As Catholics, these trends should seriously concern us. We do not believe that marriage can be made obsolete over time. Instead, we believe that marriage is the fulfillment of God’s creation of humanity as male and female. As Jesus said to the Pharisees, “From the beginning of creation, ‘God made them male and female.’ ‘For this reason a man shall leave his father and mother and be joined to his wife, and the two shall become one flesh.’ So they are no longer two but one flesh. What therefore God has joined together, let not man put asunder.” (Mk 10:6-9) Marriage is not merely a social construct that can be dispensed with when inconvenient or unpopular, but the fulfillment “of the absolute and unfailing love with which God loves man.” (CCC 1604)
As the Second Vatican Council put it in Gaudium et Spes (Pastoral Constitution on the Church in the Modern World), “The intimate community of life and love which constitutes the married state has been established by the Creator and endowed by him with its own proper laws…. God himself is the author of marriage.” (GS 48, as quoted in CCC 1603) Look at that last sentence again: “God himself is the author of marriage.” Marriage is not something granted by the government to be changed according to legislative whims. Marriage is not something grounded in an outmoded cultural context that can be disposed without concern. Marriage was established by God for our good and the good of society: “The well-being of the individual person and of both human and Christian society is closely bound up with the healthy state of conjugal and family life.” (GS 47, as quoted in CCC 1603)

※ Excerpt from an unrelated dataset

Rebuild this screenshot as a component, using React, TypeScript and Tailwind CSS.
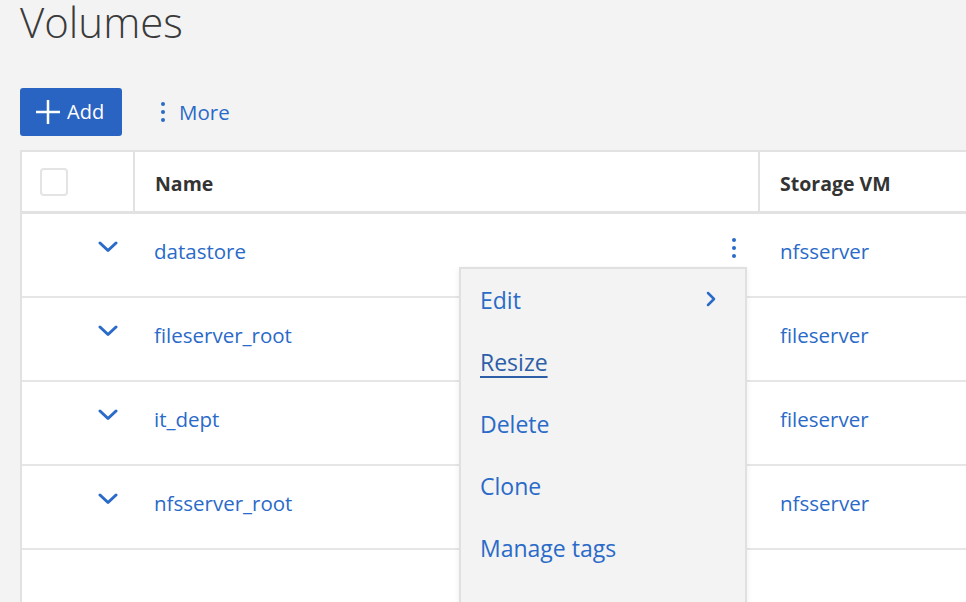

What does all this mean for us as Christians in general, and Catholics specifically? First, those who are called to the married state need to live their marriages according to God’s will and out of true concern for the well-being and salvation of their spouse. Second, those of us who are not called to married life need to support and defend the marriages of our parishioners, family members, and friends. Finally, all Christians need to stand up and defend the divine institution of marriage against cultural attacks, including the ready availability of divorce, so-called gay “marriage”, and high levels of cohabitation, among other threats. I strongly encourage all Catholics to read, reflect, and pray over the Catechism of the Catholic Church’s section on the Sacrament of Matrimony, starting with paragraph 1601, and continuing through to paragraph 1666.
Looking at the results of the Pew survey, I don’t think it’s hyperbole to say that the United States is in serious trouble.